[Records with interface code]
+ + + + +
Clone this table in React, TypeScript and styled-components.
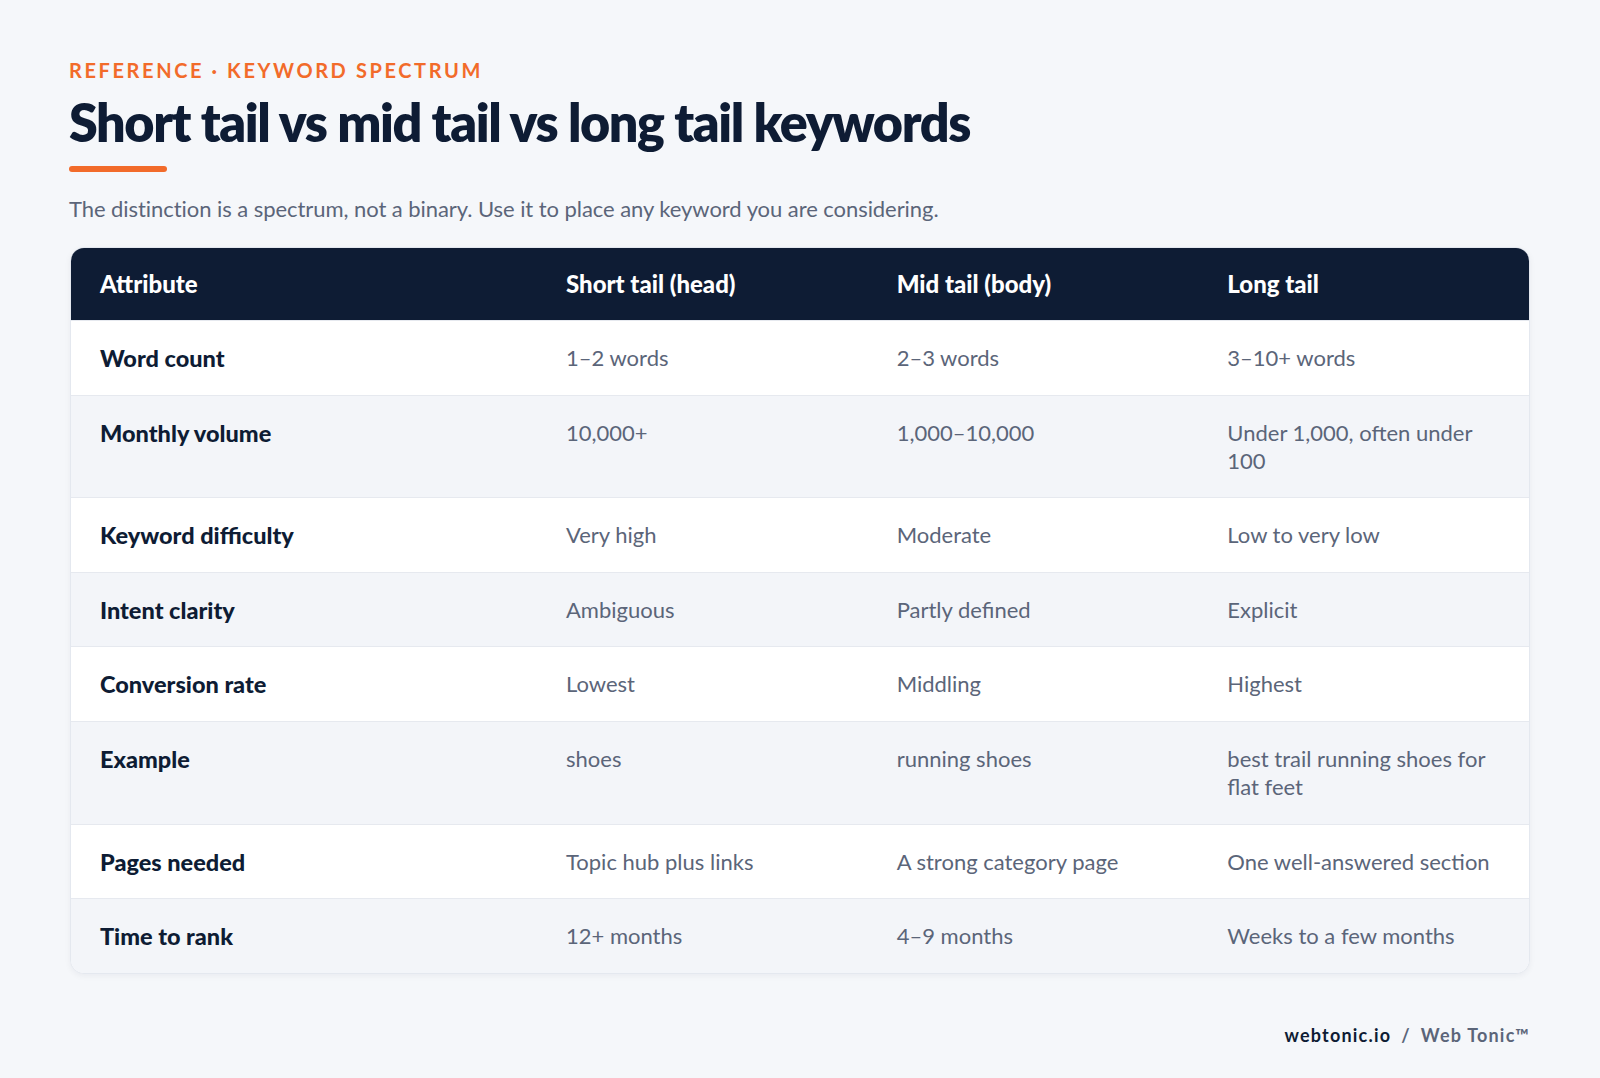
import styled, { createGlobalStyle } from "styled-components";

const NAVY = "#0e1c34";
const ORANGE = "#f26b2a";
const SLATE = "#5b6579";

const GlobalStyle = createGlobalStyle`
  html, body {
    margin: 0;
    padding: 0;
    background: #f5f7fa;
    font-family: Lato, "Open Sans", "Liberation Sans", sans-serif;
  }
`;

const rows: [string, string, string, string][] = [
  ["Word count", "1–2 words", "2–3 words", "3–10+ words"],
  ["Monthly volume", "10,000+", "1,000–10,000", "Under 1,000, often under 100"],
  ["Keyword difficulty", "Very high", "Moderate", "Low to very low"],
  ["Intent clarity", "Ambiguous", "Partly defined", "Explicit"],
  ["Conversion rate", "Lowest", "Middling", "Highest"],
  ["Example", "shoes", "running shoes", "best trail running shoes for flat feet"],
  ["Pages needed", "Topic hub plus links", "A strong category page", "One well-answered section"],
  ["Time to rank", "12+ months", "4–9 months", "Weeks to a few months"],
];

const Page = styled.main`
  width: 1600px;
  height: 1078px;
  box-sizing: border-box;
  padding: 58px 70px 0 69px;
  display: flex;
  flex-direction: column;
`;

const Eyebrow = styled.div`
  color: ${ORANGE};
  font-size: 20px;
  font-weight: 700;
  letter-spacing: 2.6px;
  line-height: 24px;
  text-transform: uppercase;
`;

const Title = styled.h1`
  margin: 10px 0 0;
  color: ${NAVY};
  font-size: 52px;
  font-weight: 800;
  letter-spacing: -1.4px;
  line-height: 60px;
`;

const Accent = styled.div`
  margin-top: 14px;
  width: 98px;
  height: 6px;
  border-radius: 3px;
  background: ${ORANGE};
`;

const Lede = styled.p`
  margin: 22px 0 0;
  color: ${SLATE};
  font-size: 22px;
  line-height: 30px;
  letter-spacing: -0.06px;
`;

const Table = styled.div`
  margin-top: 23px;
  margin-left: 1px;
  background: #fff;
  border: 1px solid #e4e8ef;
  border-radius: 14px;
  overflow: hidden;
  box-shadow: 0 2px 6px rgba(15, 29, 54, 0.05);
`;

const Row = styled.div<{ $tone: "head" | "odd" | "even" }>`
  display: grid;
  grid-template-columns: 466px 1fr 1fr 1fr;
  background: ${({ $tone }) =>
    $tone === "head" ? NAVY : $tone === "even" ? "#f3f5f9" : "#ffffff"};
  border-top: ${({ $tone }) => ($tone === "head" ? "none" : "1px solid #e6e9ef")};
`;

const HeadCell = styled.div`
  padding: 22px 30px 22px 29px;
  color: #ffffff;
  font-size: 24px;
  font-weight: 900;
  line-height: 28px;
`;

const Cell = styled.div<{ $label?: boolean }>`
  padding: 23px 30px 22.6px 29px;
  color: ${({ $label }) => ($label ? NAVY : SLATE)};
  font-size: ${({ $label }) => ($label ? "23.5px" : "22px")};
  font-weight: ${({ $label }) => ($label ? 900 : 400)};
  line-height: 28px;
`;

const Footer = styled.footer`
  margin-top: auto;
  margin-bottom: 32px;
  align-self: flex-end;
  font-size: 18px;
  font-weight: 700;
  letter-spacing: 1.2px;
  color: ${SLATE};
`;

const Brand = styled.span`
  color: ${NAVY};
`;

const Sep = styled.span`
  margin: 0 10px;
`;

export default function App() {
  return (
    <>
      <GlobalStyle />
      <Page>
        <Eyebrow>Reference · Keyword spectrum</Eyebrow>
        <Title>Short tail vs mid tail vs long tail keywords</Title>
        <Accent />
        <Lede>
          The distinction is a spectrum, not a binary. Use it to place any keyword you are considering.
        </Lede>
        <Table>
          <Row $tone="head">
            <HeadCell>Attribute</HeadCell>
            <HeadCell>Short tail (head)</HeadCell>
            <HeadCell>Mid tail (body)</HeadCell>
            <HeadCell>Long tail</HeadCell>
          </Row>
          {rows.map((r, i) => (
            <Row key={r[0]} $tone={i % 2 === 0 ? "odd" : "even"}>
              <Cell $label>{r[0]}</Cell>
              <Cell>{r[1]}</Cell>
              <Cell>{r[2]}</Cell>
              <Cell>{r[3]}</Cell>
            </Row>
          ))}
        </Table>
        <Footer>
          <Brand>webtonic.io</Brand>
          <Sep>/</Sep>
          Web Tonic™
        </Footer>
      </Page>
    </>
  );
}
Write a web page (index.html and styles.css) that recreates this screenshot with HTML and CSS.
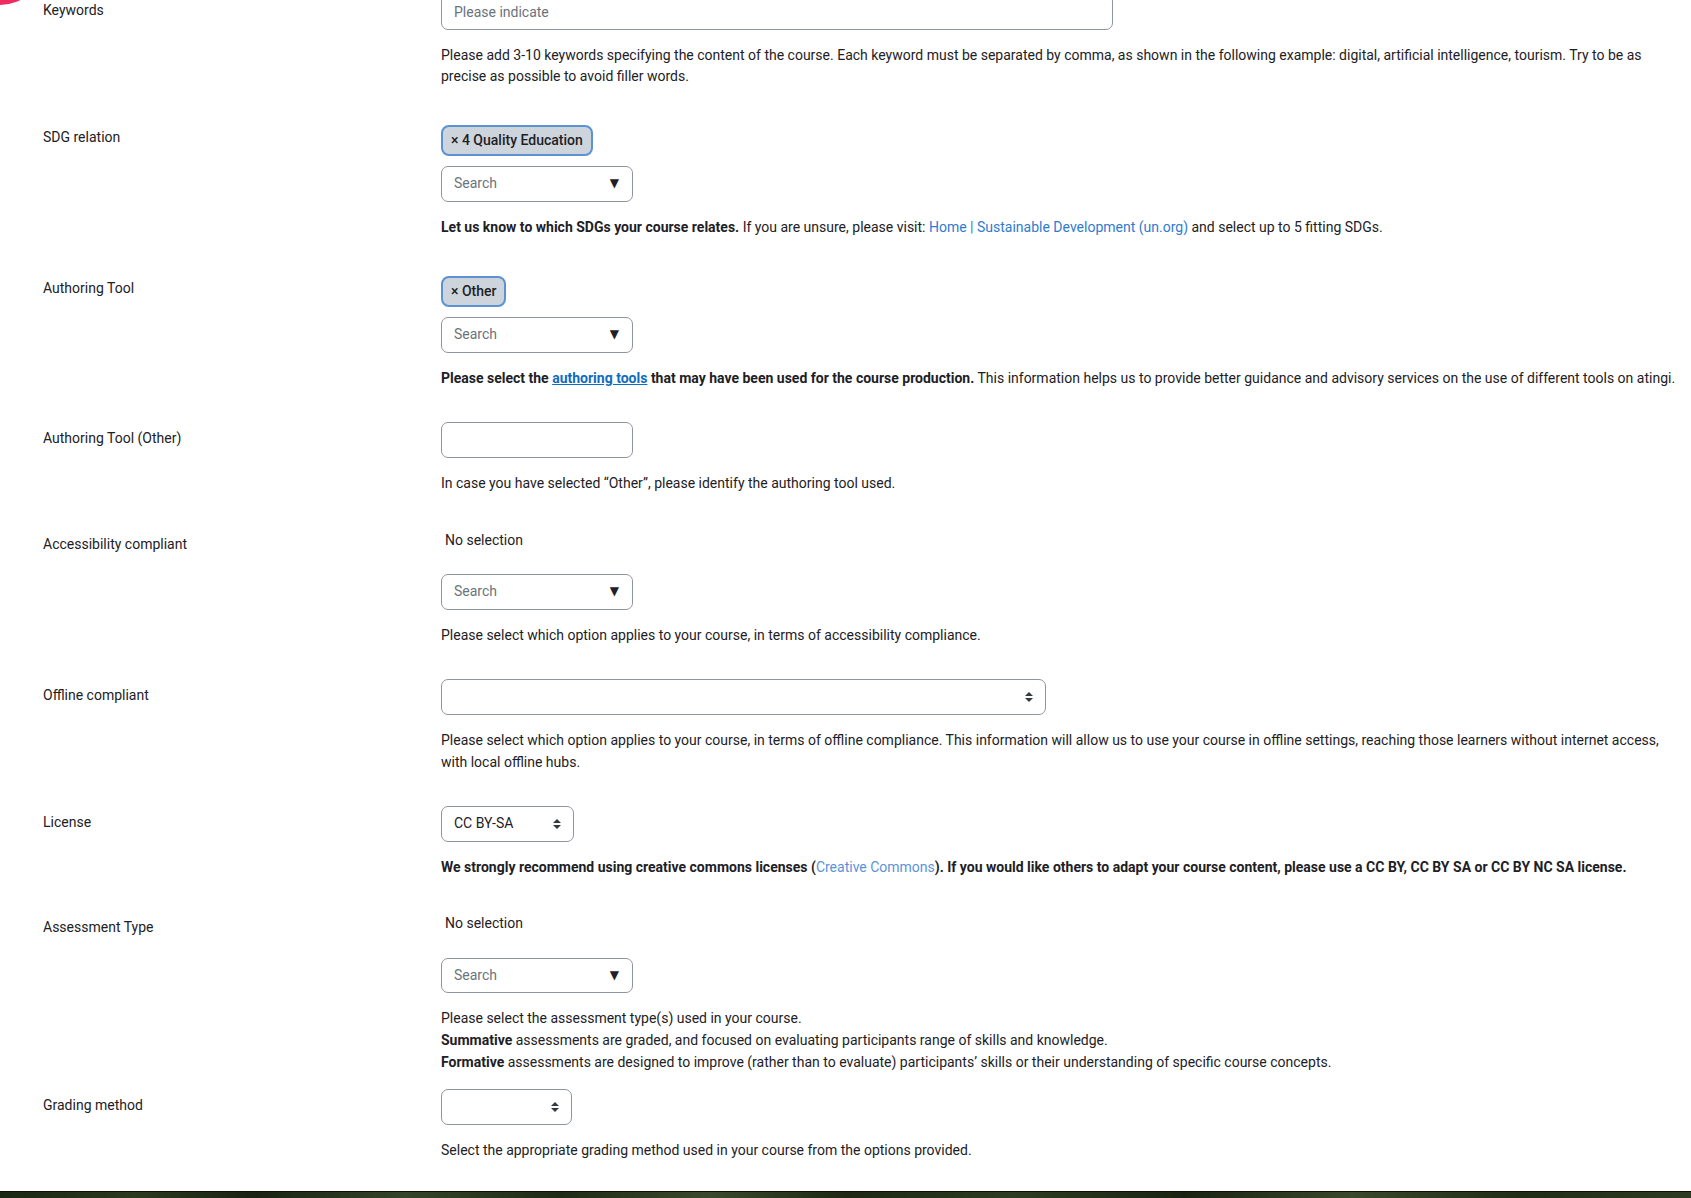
FILE: index.html
```html
<!DOCTYPE html>
<html lang="en">
<head>
  <meta charset="UTF-8">
  <title>Course metadata</title>
  <link rel="stylesheet" href="styles.css">
</head>
<body>

  <div class="fab"></div>

  <form class="mform">

    <div class="fitem">
      <label class="fitem-label">Keywords</label>
      <div class="felement">
        <input class="form-control keywords" type="text" placeholder="Please indicate">
        <div class="help">Please add 3-10 keywords specifying the content of the course. Each keyword must be separated by comma, as shown in the following example: digital, artificial intelligence, tourism. Try to be as precise as possible to avoid filler words.</div>
      </div>
    </div>

    <div class="fitem">
      <label class="fitem-label">SDG relation</label>
      <div class="felement">
        <div class="tags"><span class="tag">× 4 Quality Education</span></div>
        <div class="form-control search"><span>Search</span><span class="caret">▼</span></div>
        <div class="help"><b>Let us know to which SDGs your course relates.</b> If you are unsure, please visit: <a class="ext" href="#">Home | Sustainable Development (un.org)</a> and select up to 5 fitting SDGs.</div>
      </div>
    </div>

    <div class="fitem">
      <label class="fitem-label">Authoring Tool</label>
      <div class="felement">
        <div class="tags"><span class="tag">× Other</span></div>
        <div class="form-control search"><span>Search</span><span class="caret">▼</span></div>
        <div class="help"><b>Please select the <a class="doc" href="#">authoring tools</a> that may have been used for the course production.</b> This information helps us to provide better guidance and advisory services on the use of different tools on atingi.</div>
      </div>
    </div>

    <div class="fitem">
      <label class="fitem-label">Authoring Tool (Other)</label>
      <div class="felement">
        <input class="form-control short" type="text">
        <div class="help">In case you have selected “Other”, please identify the authoring tool used.</div>
      </div>
    </div>

    <div class="fitem">
      <label class="fitem-label">Accessibility compliant</label>
      <div class="felement">
        <div class="no-selection">No selection</div>
        <div class="form-control search"><span>Search</span><span class="caret">▼</span></div>
        <div class="help">Please select which option applies to your course, in terms of accessibility compliance.</div>
      </div>
    </div>

    <div class="fitem">
      <label class="fitem-label">Offline compliant</label>
      <div class="felement">
        <div class="form-control select offline">
          <span></span>
          <svg width="8" height="12" viewBox="0 0 8 12"><path d="M0 5L4 1L8 5Z M0 7L8 7L4 11Z" fill="#343a40"/></svg>
        </div>
        <div class="help">Please select which option applies to your course, in terms of offline compliance. This information will allow us to use your course in offline settings, reaching those learners without internet access, with local offline hubs.</div>
      </div>
    </div>

    <div class="fitem">
      <label class="fitem-label">License</label>
      <div class="felement">
        <div class="form-control select license">
          <span>CC BY-SA</span>
          <svg width="8" height="12" viewBox="0 0 8 12"><path d="M0 5L4 1L8 5Z M0 7L8 7L4 11Z" fill="#343a40"/></svg>
        </div>
        <div class="help"><b>We strongly recommend using creative commons licenses (<a class="ext light" href="#">Creative Commons</a>). If you would like others to adapt your course content, please use a CC BY, CC BY SA or CC BY NC SA license.</b></div>
      </div>
    </div>

    <div class="fitem tight">
      <label class="fitem-label">Assessment Type</label>
      <div class="felement">
        <div class="no-selection">No selection</div>
        <div class="form-control search"><span>Search</span><span class="caret">▼</span></div>
        <div class="help">Please select the assessment type(s) used in your course.<br>
          <b>Summative</b> assessments are graded, and focused on evaluating participants range of skills and knowledge.<br>
          <b>Formative</b> assessments are designed to improve (rather than to evaluate) participants’ skills or their understanding of specific course concepts.</div>
      </div>
    </div>

    <div class="fitem last">
      <label class="fitem-label">Grading method</label>
      <div class="felement">
        <div class="form-control select grading">
          <span></span>
          <svg width="8" height="12" viewBox="0 0 8 12"><path d="M0 5L4 1L8 5Z M0 7L8 7L4 11Z" fill="#343a40"/></svg>
        </div>
        <div class="help">Select the appropriate grading method used in your course from the options provided.</div>
      </div>
    </div>

  </form>

  <div class="footer-band"></div>

</body>
</html>
```

FILE: styles.css
```css
body {
  margin: 0;
  background: #fff;
  color: #1d2125;
  font-family: Roboto, "Liberation Sans", sans-serif;
  font-size: 14px;
  line-height: 21.6px;
  overflow: hidden;
  position: relative;
}
.fab {
  position: absolute;
  left: -45px;
  top: -85px;
  width: 90px;
  height: 90px;
  border-radius: 50%;
  background: #ee2c5f;
}
.mform {
  margin: -6px 0 0 0;
  padding: 0 8px 0 43px;
}
.fitem {
  display: grid;
  grid-template-columns: 398px 1fr;
  margin-bottom: 33px;
}
.fitem.tight {
  margin-bottom: 16px;
}
.fitem.last {
  margin-bottom: 30px;
}
.fitem-label {
  padding-top: 6px;
}
.felement {
  min-width: 0;
}
.help {
  margin-top: 15px;
}
.help b {
  font-weight: 700;
}
a.ext {
  color: #2f7bcf;
  text-decoration: none;
}
a.ext.light {
  color: #5b93d8;
  font-weight: 400;
}
a.doc {
  color: #0f6cbf;
  text-decoration: underline;
}
.form-control {
  display: block;
  box-sizing: border-box;
  height: 35.6px;
  margin: 0;
  border: 1px solid #8f959e;
  border-radius: 7px;
  padding: 6px 12px;
  background: #fff;
  color: #1d2125;
  font: inherit;
  line-height: 21.6px;
}
.form-control::placeholder {
  color: #6a737b;
}
.keywords {
  width: 672px;
}
.short {
  width: 192px;
}
.search {
  width: 192px;
  margin-top: 10px;
  display: flex;
  justify-content: space-between;
  align-items: center;
  color: #6a737b;
}
.caret {
  color: #1d2125;
  font-family: "DejaVu Sans", sans-serif;
  font-size: 12px;
  margin-right: 1px;
}
.tags {
  margin-top: 4px;
  display: flex;
}
.tag {
  display: inline-block;
  border: 2px solid #5a92d3;
  border-radius: 8px;
  background: #ced4dc;
  padding: 3px 8px;
  font-weight: 500;
  line-height: 21.6px;
}
.no-selection {
  padding: 2px 0 0 4px;
}
.no-selection + .search {
  margin-top: 23px;
}
.select {
  display: flex;
  justify-content: space-between;
  align-items: center;
  padding-right: 12px;
}
.offline {
  width: 605px;
}
.license {
  width: 133px;
}
.grading {
  width: 131px;
}
.footer-band {
  height: 40px;
  border-top: 1px solid #0b0f08;
  background: linear-gradient(90deg, #1c2614 0%, #2c3a1f 8%, #1a2213 15%, #34452a 24%, #202b17 33%, #3b4a2c 42%, #1e2815 50%, #2e3d22 60%, #1b2414 70%, #3a482b 80%, #222d18 90%, #2f3c23 100%);
}
```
+ + + + +
### [Your objective]
Copy all lines in the listing above where the string "index" appears.

### [Task output]
Write a web page (index.html and styles.css) that recreates this screenshot with HTML and CSS.
FILE: index.html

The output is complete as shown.